[start of Data in this exercise]

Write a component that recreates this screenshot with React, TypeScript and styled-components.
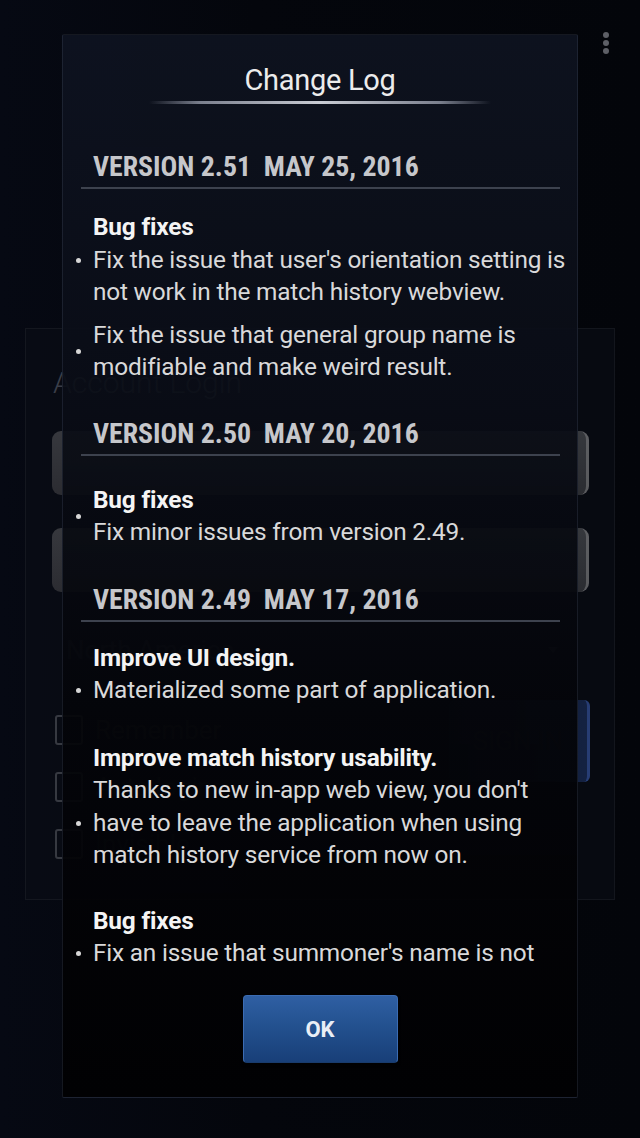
import React from "react";
import styled, { createGlobalStyle } from "styled-components";

const Global = createGlobalStyle`
  html, body { margin: 0; padding: 0; background: #03050a; }
  body { font-family: Roboto, "Noto Sans", "Liberation Sans", sans-serif; }
  #root { width: 640px; }
`;

const Page = styled.div`
  position: relative;
  width: 640px;
  height: 1138px;
  overflow: hidden;
  background: linear-gradient(90deg, #060913 0%, #04060c 40%, #03050a 100%);
  display: flex;
  flex-direction: column;
  align-items: stretch;
`;

const MenuDots = styled.div`
  position: absolute;
  top: 32px;
  right: 31px;
  display: flex;
  flex-direction: column;
  gap: 2px;
`;

const Dot = styled.span`
  width: 6px;
  height: 6px;
  border-radius: 50%;
  background: #5d5f66;
`;

/* ---------- login page behind the dialog ---------- */
const LoginCard = styled.div`
  margin: 328px 25px 0;
  height: 572px;
  box-sizing: border-box;
  border: 1px solid rgba(255, 255, 255, 0.05);
  background: rgba(10, 13, 22, 0.6);
  padding: 36px 26px 0 26px;
  display: flex;
  flex-direction: column;
`;

const LoginTitle = styled.div`
  font-size: 30px;
  font-weight: 300;
  color: #3a3e48;
  line-height: 36px;
  margin-left: 1px;
`;

const Field = styled.div<{ $mt: number }>`
  height: 64px;
  box-sizing: border-box;
  margin-top: ${(p) => p.$mt}px;
  margin-right: -1px;
  border-radius: 9px;
  background: linear-gradient(180deg, rgba(70, 72, 76, 0.75), rgba(55, 56, 60, 0.75));
  border-right: 3px solid rgba(120, 120, 124, 0.6);
`;

const Select = styled.div`
  margin-top: 30px;
  height: 56px;
  display: flex;
  align-items: center;
  justify-content: space-between;
  color: #22252c;
  font-size: 26px;
  padding: 0 14px;
`;

const Caret = styled.span`
  width: 0;
  height: 0;
  border-left: 5px solid transparent;
  border-right: 5px solid transparent;
  border-top: 6px solid #23262d;
  margin-right: 16px;
`;

const OptionsRow = styled.div`
  display: flex;
  justify-content: space-between;
  margin-top: 22px;
`;

const Checks = styled.div`
  display: flex;
  flex-direction: column;
  gap: 27px;
  margin-left: 3px;
  padding-top: 15px;
`;

const CheckRow = styled.div`
  display: flex;
  align-items: center;
  gap: 12px;
  color: #1e2128;
  font-size: 26px;
  line-height: 30px;
`;

const Box = styled.span`
  width: 24px;
  height: 26px;
  border: 2px solid rgba(110, 112, 120, 0.45);
  border-radius: 3px;
`;

const SignIn = styled.div`
  width: 138px;
  height: 82px;
  margin-right: -2px;
  border-radius: 6px;
  background: linear-gradient(90deg, rgba(20, 30, 60, 0.5), rgba(30, 50, 100, 0.6));
  border-right: 3px solid rgba(50, 80, 150, 0.7);
  display: flex;
  align-items: center;
  justify-content: center;
  color: #23262e;
  font-size: 26px;
`;

/* ---------- dialog ---------- */
const Dialog = styled.div`
  position: absolute;
  top: 34px;
  left: 62px;
  width: 516px;
  height: 1064px;
  box-sizing: border-box;
  border: 1px solid rgba(60, 68, 90, 0.35);
  border-radius: 2px;
  background: linear-gradient(
    180deg,
    rgba(14, 19, 32, 0.94) 0%,
    rgba(10, 13, 22, 0.92) 35%,
    rgba(4, 5, 9, 0.93) 65%,
    rgba(1, 1, 3, 0.97) 100%
  );
  display: flex;
  flex-direction: column;
`;

const TitleBlock = styled.div`
  padding-top: 27px;
  display: flex;
  flex-direction: column;
  align-items: center;
`;

const Title = styled.div`
  font-size: 29px;
  line-height: 36px;
  color: #ececec;
  letter-spacing: -0.3px;
`;

const TitleRule = styled.div`
  margin-top: 3px;
  width: 342px;
  height: 3px;
  background: linear-gradient(
    90deg,
    rgba(120, 125, 140, 0) 0%,
    rgba(150, 155, 170, 0.8) 15%,
    #c9ccd4 50%,
    rgba(150, 155, 170, 0.8) 85%,
    rgba(120, 125, 140, 0) 100%
  );
`;

const Scroll = styled.div`
  flex: 1;
  overflow: hidden;
  padding: 46px 6px 0 12px;
  min-height: 0;
`;

const VersionHeader = styled.div<{ $mt: number }>`
  margin: ${(p) => p.$mt}px 11px 0 6px;
  padding: 0 0 3px 12px;
  border-bottom: 2px solid #3d424e;
  font-family: "Roboto Condensed", Roboto, sans-serif;
  font-weight: 700;
  font-size: 27.8px;
  line-height: 34px;
  color: #c6c7cb;
  white-space: pre;
`;

const Entry = styled.div<{ $mt: number }>`
  margin-top: ${(p) => p.$mt}px;
  display: grid;
  grid-template-columns: 18px 1fr;
`;

const Bullet = styled.div<{ $line: number }>`
  padding-top: ${(p) => p.$line * 32.5 + 14}px;
  & > span {
    display: block;
    width: 5px;
    height: 5px;
    border-radius: 50%;
    background: #d6d6d6;
    margin-left: 1px;
  }
`;

const Body = styled.div`
  font-size: 24.4px;
  line-height: 32.5px;
  color: #d9d9da;
  letter-spacing: -0.2px;
`;

const Heading = styled.div`
  font-weight: 700;
  color: #f4f4f4;
`;

const Footer = styled.div`
  height: 124px;
  flex: none;
  display: flex;
  justify-content: center;
  padding-top: 22px;
  box-sizing: border-box;
`;

const OkButton = styled.button`
  width: 155px;
  height: 68px;
  border-radius: 4px;
  border: 1px solid #3b6cb3;
  border-bottom-color: #193b6c;
  background: linear-gradient(180deg, #2f5fa3 0%, #23518f 45%, #183f78 100%);
  box-shadow: 0 2px 3px rgba(0, 0, 0, 0.6);
  color: #e9eef6;
  font-family: Roboto, sans-serif;
  font-weight: 700;
  font-size: 22px;
  padding: 0;
  cursor: pointer;
`;

type Item = { heading: string; lines: string; bullet: number; mt: number };
type Section = { title: string; mt: number; items: Item[] };

const sections: Section[] = [
  {
    title: "VERSION 2.51  MAY 25, 2016",
    mt: 0,
    items: [
      {
        heading: "Bug fixes",
        lines: "Fix the issue that user's orientation setting is not work in the match history webview.",
        bullet: 1,
        mt: 22,
      },
      {
        heading: "",
        lines: "Fix the issue that general group name is modifiable and make weird result.",
        bullet: 0.5,
        mt: 10,
      },
    ],
  },
  {
    title: "VERSION 2.50  MAY 20, 2016",
    mt: 33,
    items: [
      {
        heading: "Bug fixes",
        lines: "Fix minor issues from version 2.49.",
        bullet: 0.5,
        mt: 28,
      },
    ],
  },
  {
    title: "VERSION 2.49  MAY 17, 2016",
    mt: 34,
    items: [
      {
        heading: "Improve UI design.",
        lines: "Materialized some part of application.",
        bullet: 1,
        mt: 20,
      },
      {
        heading: "Improve match history usability.",
        lines:
          "Thanks to new in-app web view, you don't have to leave the application when using match history service from now on.",
        bullet: 2,
        mt: 35,
      },
      {
        heading: "Bug fixes",
        lines: "Fix an issue that summoner's name is not shown correctly in some cases.",
        bullet: 1,
        mt: 33,
      },
    ],
  },
];

export default function App() {
  return (
    <>
      <Global />
      <Page>
        <MenuDots>
          <Dot />
          <Dot />
          <Dot />
        </MenuDots>

        <LoginCard>
          <LoginTitle>Account Login</LoginTitle>
          <Field $mt={30} />
          <Field $mt={33} />
          <Select>
            <span>North America</span>
            <Caret />
          </Select>
          <OptionsRow>
            <Checks>
              <CheckRow>
                <Box />
                Remember
              </CheckRow>
              <CheckRow>
                <Box />
                Auto login
              </CheckRow>
              <CheckRow>
                <Box />
                Invisible
              </CheckRow>
            </Checks>
            <SignIn>SIGN IN</SignIn>
          </OptionsRow>
        </LoginCard>

        <Dialog>
          <TitleBlock>
            <Title>Change Log</Title>
            <TitleRule />
          </TitleBlock>
          <Scroll>
            {sections.map((s) => (
              <div key={s.title}>
                <VersionHeader $mt={s.mt}>{s.title}</VersionHeader>
                {s.items.map((it, i) => (
                  <Entry key={i} $mt={it.mt}>
                    <Bullet $line={it.bullet}>
                      <span />
                    </Bullet>
                    <Body>
                      {it.heading && <Heading>{it.heading}</Heading>}
                      {it.lines}
                    </Body>
                  </Entry>
                ))}
              </div>
            ))}
          </Scroll>
          <Footer>
            <OkButton>OK</OkButton>
          </Footer>
        </Dialog>
      </Page>
    </>
  );
}
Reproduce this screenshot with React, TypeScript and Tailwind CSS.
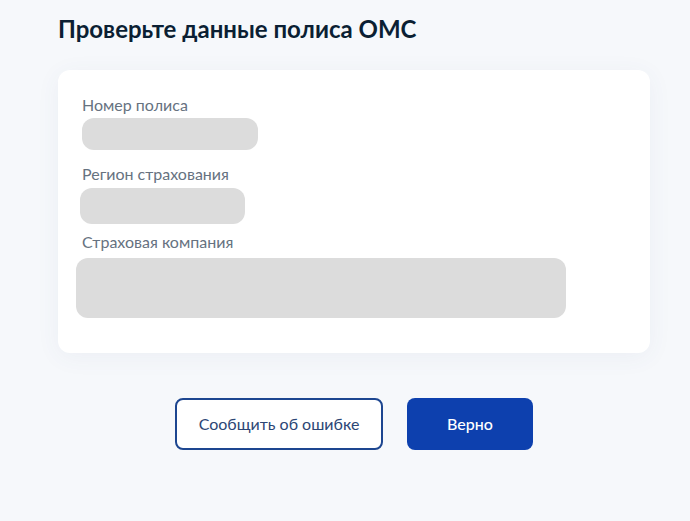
export default function App() {
  return (
    <div className="min-h-screen w-full bg-[#f6f8fb] font-['Lato',sans-serif]">
      <div className="w-[592px] ml-[58px] pt-[14px]">
        <h1 className="text-[24px] leading-[30px] font-bold text-[#0b1f33]">
          Проверьте данные полиса ОМС
        </h1>

        <div className="mt-[26px] h-[283px] rounded-[12px] bg-white shadow-[0_4px_24px_rgba(60,90,140,0.06)] pt-[25px] pl-[24px]">
          <p className="text-[16px] leading-[20px] text-[#66727f]">Номер полиса</p>
          <div className="mt-[3px] h-[32px] w-[176px] rounded-[12px] bg-[#dcdcdc]" />

          <p className="mt-[14px] text-[16px] leading-[20px] text-[#66727f]">Регион страхования</p>
          <div className="mt-[4px] -ml-[2px] h-[36px] w-[165px] rounded-[12px] bg-[#dcdcdc]" />

          <p className="mt-[8px] text-[16px] leading-[20px] text-[#66727f]">Страховая компания</p>
          <div className="mt-[6px] -ml-[6px] h-[60px] w-[490px] rounded-[12px] bg-[#dcdcdc]" />
        </div>

        <div className="mt-[45px] flex justify-center gap-[24px]">
          <button className="h-[52px] w-[208px] rounded-[8px] border-2 border-[#1d4690] bg-white text-[16px] text-[#2c4675]">
            Сообщить об ошибке
          </button>
          <button className="h-[52px] w-[126px] rounded-[8px] bg-[#0d40ae] text-[16px] font-medium text-white">
            Верно
          </button>
        </div>
      </div>
    </div>
  );
}
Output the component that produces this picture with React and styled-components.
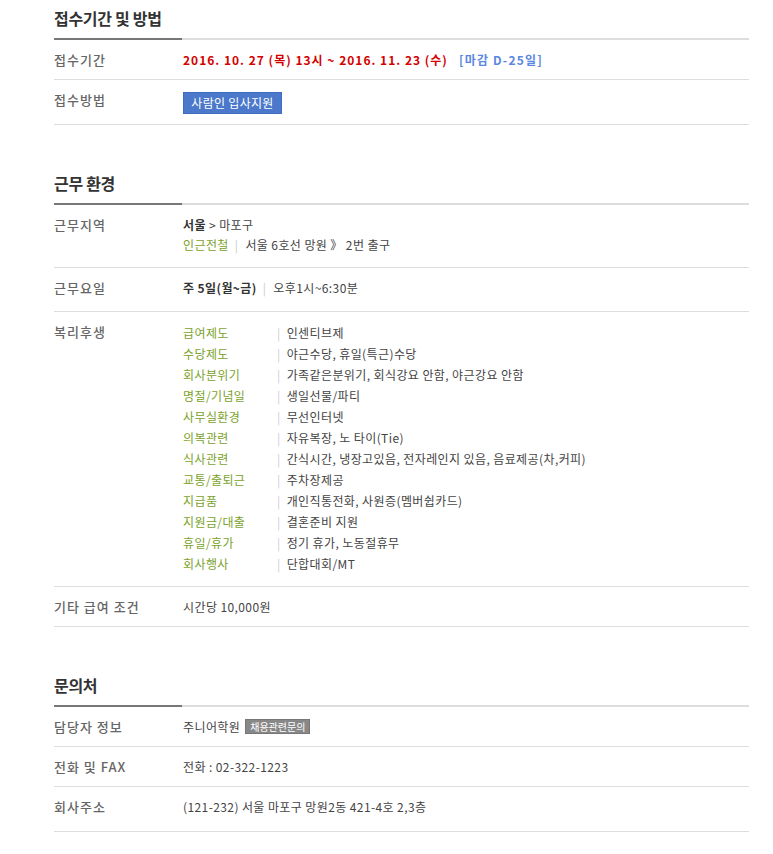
import React from 'react';
import styled, { createGlobalStyle } from 'styled-components';

const GlobalStyle = createGlobalStyle`
  body {
    margin: 0;
    background: #fff;
    font-family: "Noto Sans CJK KR", "Noto Sans", sans-serif;
    color: #333;
  }
  * { box-sizing: border-box; }
`;

const benefits = [
  ['급여제도', '인센티브제'],
  ['수당제도', '야근수당, 휴일(특근)수당'],
  ['회사분위기', '가족같은분위기, 회식강요 안함, 야근강요 안함'],
  ['명절/기념일', '생일선물/파티'],
  ['사무실환경', '무선인터넷'],
  ['의복관련', '자유복장, 노 타이(Tie)'],
  ['식사관련', '간식시간, 냉장고있음, 전자레인지 있음, 음료제공(차,커피)'],
  ['교통/출퇴근', '주차장제공'],
  ['지급품', '개인직통전화, 사원증(멤버쉽카드)'],
  ['지원금/대출', '결혼준비 지원'],
  ['휴일/휴가', '정기 휴가, 노동절휴무'],
  ['회사행사', '단합대회/MT'],
];

const App = () => {
  return (
    <Page>
      <GlobalStyle />
      <Section first>
        <Title>접수기간 및 방법</Title>
        <Row>
          <Label>접수기간</Label>
          <Value>
            <DateText>2016. 10. 27 (목) 13시 ~ 2016. 11. 23 (수)</DateText>
            <Deadline>[마감 D-25일]</Deadline>
          </Value>
        </Row>
        <Row pb={10}>
          <Label>접수방법</Label>
          <Value>
            <ApplyButton>사람인 입사지원</ApplyButton>
          </Value>
        </Row>
      </Section>

      <Section>
        <Title>근무 환경</Title>
        <Row pb={12}>
          <Label>근무지역</Label>
          <Value>
            <Line>
              <strong>서울</strong> &gt; 마포구
            </Line>
            <Line>
              <Green>인근전철</Green>
              <Sep>|</Sep>서울 6호선 망원 》 2번 출구
            </Line>
          </Value>
        </Row>
        <Row pb={13}>
          <Label>근무요일</Label>
          <Value>
            <Line>
              <strong>주 5일(월~금)</strong>
              <Sep>|</Sep>오후1시~6:30분
            </Line>
          </Value>
        </Row>
        <Row pb={10}>
          <Label>복리후생</Label>
          <Value>
            <BenefitList>
              {benefits.map(([term, desc]) => (
                <React.Fragment key={term}>
                  <Term>{term}</Term>
                  <Desc>{desc}</Desc>
                </React.Fragment>
              ))}
            </BenefitList>
          </Value>
        </Row>
        <Row>
          <Label>기타 급여 조건</Label>
          <Value>시간당 10,000원</Value>
        </Row>
      </Section>

      <Section>
        <Title>문의처</Title>
        <Row>
          <Label>담당자 정보</Label>
          <Value>
            주니어학원<Badge>채용관련문의</Badge>
          </Value>
        </Row>
        <Row>
          <Label>전화 및 FAX</Label>
          <Value>전화 : 02-322-1223</Value>
        </Row>
        <Row pb={14}>
          <Label>회사주소</Label>
          <Value>(121-232) 서울 마포구 망원2동 421-4호 2,3층</Value>
        </Row>
      </Section>
    </Page>
  );
};

const Page = styled.div`
  width: 695px;
  margin-left: 54px;
  padding-bottom: 20px;
`;

const Section = styled.section`
  margin-top: ${p => (p.first ? '0' : '40px')};
`;

const Title = styled.h2`
  margin: 0;
  padding: 6px 0 8px;
  font-size: 16px;
  line-height: 24px;
  font-weight: 700;
  letter-spacing: -0.3px;
  color: #333;
  border-bottom: 2px solid transparent;
  border-image: linear-gradient(to right, #777 129px, #ddd 129px) 1;
`;

const Row = styled.div`
  display: flex;
  align-items: flex-start;
  padding: 10px 0 ${p => p.pb ?? 9}px;
  border-bottom: 1px solid #ddd;
`;

const Label = styled.div`
  width: 129px;
  flex-shrink: 0;
  font-size: 13px;
  line-height: 20px;
  letter-spacing: 1px;
  color: #666;
  font-weight: 500;
`;

const Value = styled.div`
  flex: 1;
  font-size: 12px;
  line-height: 20px;
  letter-spacing: 0.4px;
  color: #444;

  strong {
    color: #333;
    font-weight: 700;
  }
`;

const Line = styled.div``;

const DateText = styled.span`
  color: #d40000;
  font-weight: 700;
  letter-spacing: 1px;
`;

const Deadline = styled.span`
  color: #5a87e2;
  font-weight: 700;
  letter-spacing: 1.2px;
  margin-left: 11px;
`;

const ApplyButton = styled.button`
  display: block;
  margin-top: 2px;
  width: 99px;
  height: 22px;
  padding: 0;
  border: 1px solid #3f6bc0;
  background: #4b78ca;
  color: #fff;
  font-family: inherit;
  font-size: 12px;
  line-height: 20px;
  letter-spacing: 0.3px;
  cursor: pointer;
`;

const Green = styled.span`
  color: #7ba22b;
`;

const Sep = styled.span`
  color: #ccc;
  margin: 0 7px 0 6px;
`;

const BenefitList = styled.div`
  display: grid;
  grid-template-columns: 94px 1fr;
  line-height: 21px;
  padding-bottom: 2px;
`;

const Term = styled.div`
  color: #7ba22b;
`;

const Desc = styled.div`
  &::before {
    content: '|';
    color: #ccc;
    margin-right: 6px;
  }
`;

const Badge = styled.span`
  display: inline-block;
  margin-left: 5px;
  padding: 0 4px;
  height: 15px;
  line-height: 13px;
  font-size: 10px;
  letter-spacing: 0;
  color: #fff;
  background: #888;
  border: 1px solid #777;
  vertical-align: 1px;
`;

export default App;
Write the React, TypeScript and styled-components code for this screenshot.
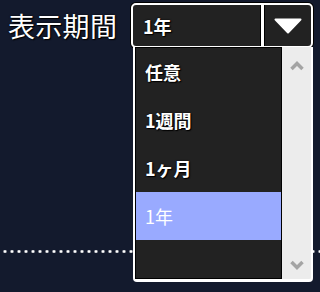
import styled, { createGlobalStyle } from "styled-components";

const GlobalStyle = createGlobalStyle`
  html, body {
    margin: 0;
    padding: 0;
    background: #131a2d;
  }
  body {
    font-family: "Noto Sans CJK JP", "Noto Sans", sans-serif;
    color: #fff;
  }
`;

const Page = styled.div`
  width: 320px;
  height: 292px;
  overflow: hidden;
  background: #131a2d;
`;

const Header = styled.div`
  display: flex;
  align-items: center;
  justify-content: space-between;
  padding: 3px 7px 0 8px;
`;

const Label = styled.span`
  font-size: 27px;
  line-height: 45px;
  letter-spacing: 0.3px;
  text-shadow: 0 0 2px #000, 1px 1px 1px #000;
`;

const SelectWrap = styled.div`
  position: relative;
  width: 182px;
  height: 45px;
`;

const SelectBox = styled.div`
  box-sizing: border-box;
  display: flex;
  height: 100%;
  border: 2px solid #fff;
  border-radius: 5px;
  background: #222;
  box-shadow: 0 0 0 1px #000;
  overflow: hidden;
`;

const Value = styled.div`
  flex: 1;
  display: flex;
  align-items: center;
  padding-left: 10px;
  font-size: 18px;
  font-weight: bold;
  text-shadow: 0 0 2px #000, 1px 1px 1px #000;
`;

const ArrowButton = styled.div`
  width: 47px;
  display: flex;
  align-items: center;
  justify-content: center;
  border-left: 3px solid #fff;
  box-shadow: inset 1px 0 0 #000, -1px 0 0 #000;
`;

const Dropdown = styled.div`
  position: absolute;
  left: 2px;
  top: 44px;
  width: 180px;
  height: 235px;
  box-sizing: border-box;
  display: flex;
  border: 2px solid #fff;
  border-top: none;
  border-bottom-width: 3px;
  border-radius: 0 0 4px 4px;
  background: #ececec;
  z-index: 2;
`;

const List = styled.ul`
  flex: 1;
  margin: 0;
  padding: 0;
  list-style: none;
  background: #222;
  border: 1px solid #000;
  overflow: hidden;
`;

const Item = styled.li<{ $selected?: boolean }>`
  height: 48px;
  display: flex;
  align-items: center;
  padding-left: 9px;
  font-size: 18px;
  font-weight: ${(p) => (p.$selected ? "normal" : "bold")};
  background: ${(p) => (p.$selected ? "#99aaff" : "transparent")};
  text-shadow: ${(p) =>
    p.$selected ? "none" : "0 0 2px #000, 1px 1px 1px #000"};
`;

const ScrollBar = styled.div`
  width: 29px;
  display: flex;
  flex-direction: column;
  align-items: center;
  justify-content: space-between;
  padding: 14px 0 9px;
`;

const Dotted = styled.div`
  margin-top: 202px;
  height: 3px;
  background-image: radial-gradient(circle, #fff 1.2px, transparent 1.7px);
  background-size: 7px 3px;
  background-position: 1.5px 0;
`;

const Chevron = ({ up }: { up?: boolean }) => (
  <svg width="16" height="10" viewBox="0 0 16 10">
    <polyline
      points={up ? "2.5,8 8,2.5 13.5,8" : "2.5,2 8,7.5 13.5,2"}
      fill="none"
      stroke="#a4a4a4"
      strokeWidth="3.5"
    />
  </svg>
);

const options = ["任意", "1週間", "1ヶ月", "1年", ""];

export default function App() {
  const selected = "1年";
  return (
    <Page>
      <GlobalStyle />
      <Header>
        <Label>表示期間</Label>
        <SelectWrap>
          <SelectBox>
            <Value>{selected}</Value>
            <ArrowButton>
              <svg width="28" height="16" viewBox="0 0 28 16">
                <polygon
                  points="1.5,1.5 26.5,1.5 14,14.5"
                  fill="#fff"
                  stroke="#fff"
                  strokeWidth="2"
                  strokeLinejoin="round"
                />
              </svg>
            </ArrowButton>
          </SelectBox>
          <Dropdown>
            <List>
              {options.map((o, i) => (
                <Item key={i} $selected={o === selected}>
                  {o}
                </Item>
              ))}
            </List>
            <ScrollBar>
              <Chevron up />
              <Chevron />
            </ScrollBar>
          </Dropdown>
        </SelectWrap>
      </Header>
      <Dotted />
    </Page>
  );
}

[end of Data in this exercise]

Instructions to follow:
Within the listing above, extract exactly the lines that run from the one containing "Reproduce this screenshot" through the one containing "-ml-[2px] h-[36px] w-[165px]", excluding any pictures.

Solution to the exercise:
Reproduce this screenshot with React, TypeScript and Tailwind CSS.
export default function App() {
  return (
    <div className="min-h-screen w-full bg-[#f6f8fb] font-['Lato',sans-serif]">
      <div className="w-[592px] ml-[58px] pt-[14px]">
        <h1 className="text-[24px] leading-[30px] font-bold text-[#0b1f33]">
          Проверьте данные полиса ОМС
        </h1>

        <div className="mt-[26px] h-[283px] rounded-[12px] bg-white shadow-[0_4px_24px_rgba(60,90,140,0.06)] pt-[25px] pl-[24px]">
          <p className="text-[16px] leading-[20px] text-[#66727f]">Номер полиса</p>
          <div className="mt-[3px] h-[32px] w-[176px] rounded-[12px] bg-[#dcdcdc]" />

          <p className="mt-[14px] text-[16px] leading-[20px] text-[#66727f]">Регион страхования</p>
          <div className="mt-[4px] -ml-[2px] h-[36px] w-[165px] rounded-[12px] bg-[#dcdcdc]" />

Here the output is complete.